The downside of small-town living

With my mom’s health in jeopardy now, I’m reflecting back on my dad’s healthcare from the time he started suffering from dementia. The conclusion I’ve come to is that it’s okay to retire in a small town as long as you are reasonably healthy. My dad had COPD and emphysema but those were easy enough to manage, since he didn’t have any major symptoms.

But once you need more specialized care, you may be in big trouble. Certainly it wouldn’t make economic sense for every small town in America to have a horde of specialists at your beck and call. But for many Americans (and I suspect this applies in other countries as well), the high cost of living in a big city is just not feasible. Nowadays, people worry about living too long, and blowing through their meager savings, even if they live on a tight budget like my parents. So small-town life seems appealing. It’s easier to navigate around a small town and become familiar with your surroundings and maybe some of your neighbors. The cost of living is lower. It’s a more relaxed way of life.

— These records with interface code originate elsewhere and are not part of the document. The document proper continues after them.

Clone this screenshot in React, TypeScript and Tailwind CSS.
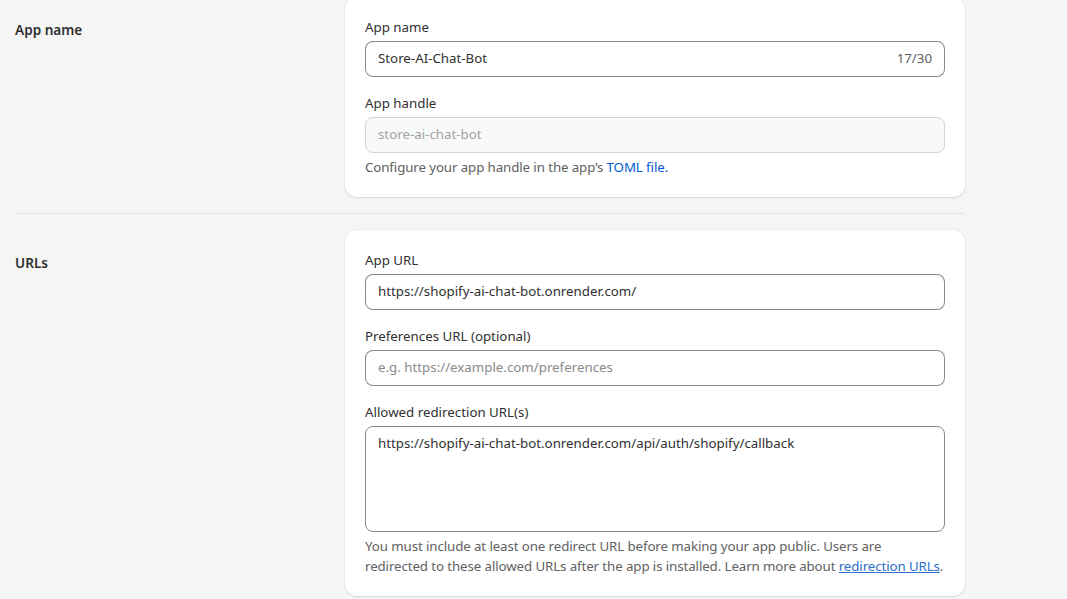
const font = { fontFamily: '"Noto Sans", "Open Sans", sans-serif' };

function Label({ children }: { children: React.ReactNode }) {
  return <div className="text-[13.3px] leading-[20px] text-[#303030]">{children}</div>;
}

function Input({ value, placeholder, suffix }: { value?: string; placeholder?: string; suffix?: string }) {
  return (
    <div className="mt-1 h-9 rounded-lg border border-[#8a8a8a] border-t-[#898989] bg-white px-3 flex items-center justify-between">
      {value ? (
        <span className="text-[13.3px] text-[#303030]">{value}</span>
      ) : (
        <span className="text-[13.3px] text-[#8a8a8a]">{placeholder}</span>
      )}
      {suffix && <span className="text-[13.3px] text-[#616161]">{suffix}</span>}
    </div>
  );
}

function Help({ children }: { children: React.ReactNode }) {
  return (
    <div className="mt-1 whitespace-nowrap text-[13.3px] leading-[20px] tracking-[-0.1px] text-[#616161]">
      {children}
    </div>
  );
}

function Section({ title, children }: { title: string; children: React.ReactNode }) {
  return (
    <div className="flex">
      <div className="w-[330px] pt-[23px]">
        <h2 className="text-[13.6px] leading-[20px] font-semibold text-[#303030]">{title}</h2>
      </div>
      <div className="w-[620px] rounded-xl bg-white p-5 shadow-[0_1px_2px_rgba(0,0,0,0.10),0_0_0_1px_rgba(0,0,0,0.03)]">
        {children}
      </div>
    </div>
  );
}

export default function App() {
  return (
    <div style={font} className="h-[599px] w-full overflow-hidden bg-[#f5f5f5]">
      <div className="-mt-[3px] pl-[15px] w-[965px]">
        <Section title="App name">
          <Label>App name</Label>
          <Input value="Store-AI-Chat-Bot" suffix="17/30" />
          <div className="mt-4">
            <Label>App handle</Label>
          </div>
          <div className="mt-1 h-9 rounded-lg border border-[#d4d4d4] bg-[#f8f9f9] px-3 flex items-center">
            <span className="text-[13.3px] text-[#a3a3a3]">store-ai-chat-bot</span>
          </div>
          <Help>
            Configure your app handle in the app’s <span className="text-[#005bd3]">TOML file.</span>
          </Help>
        </Section>

        <div className="my-4 border-t border-[#e3e3e3]" />

        <Section title="URLs">
          <Label>App URL</Label>
          <Input value="https://shopify-ai-chat-bot.onrender.com/" />
          <div className="mt-4">
            <Label>Preferences URL (optional)</Label>
          </div>
          <Input placeholder="e.g. https://example.com/preferences" />
          <div className="mt-4">
            <Label>Allowed redirection URL(s)</Label>
          </div>
          <div className="mt-1 h-[106px] rounded-lg border border-[#8a8a8a] bg-white px-3 py-[6px]">
            <div className="text-[13.3px] leading-[20px] text-[#303030]">
              https://shopify-ai-chat-bot.onrender.com/api/auth/shopify/callback
            </div>
          </div>
          <Help>
            You must include at least one redirect URL before making your app public. Users are
            <br />
            redirected to these allowed URLs after the app is installed. Learn more about{" "}
            <a className="text-[#2c6ecb] underline">redirection URLs</a>.
          </Help>
        </Section>
      </div>
    </div>
  );
}
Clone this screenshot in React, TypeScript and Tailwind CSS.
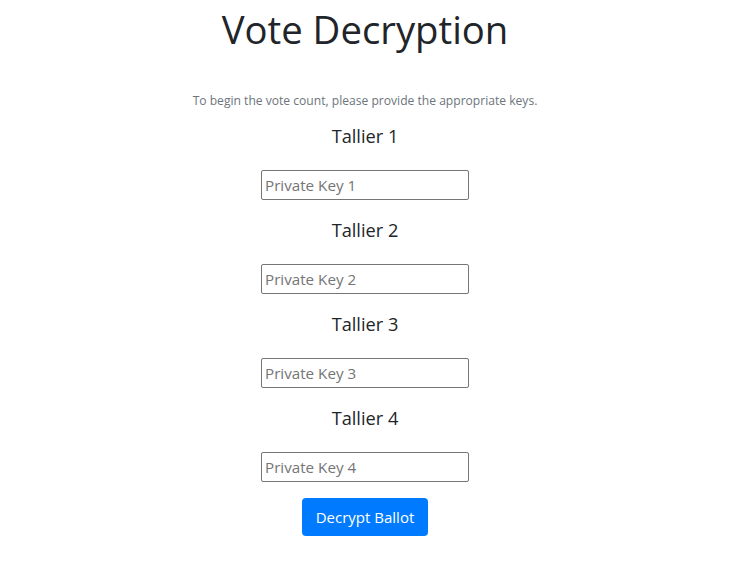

It all makes sense, until you get really sick. Then one discovers, like I did with Dad, that the only care center that would accept him is over an hour’s drive away. The hospital in town is mediocre at best, and can afford to be, as they are the only game in town. It becomes disheartening to deal with the indifferent medical staff at doctor’s offices and at the hospital. You want your loved one to have the best of care, and you know this isn’t it. But you can’t just pick them up and drop them in a big city and have the best and brightest doctors treat them. Well, I guess you could if you won the lottery or something. Mom already did that, but she didn’t win enough.

I know my Dad’s care was not as good as it could have been, and now I fear the same fate for my Mom. In a weird twist, I felt like Dad’s dementia may have protected him from some of the medical gaffes that he suffered. My mom’s mental state has taken a hit, but she’s much more aware of what’s going on than Dad was. I fear she will be more aware of suffering. Sometimes I get tired of the rat race of city life and long to run to the mountains. But there’s no such thing as an oasis. Wherever you go, death will find you.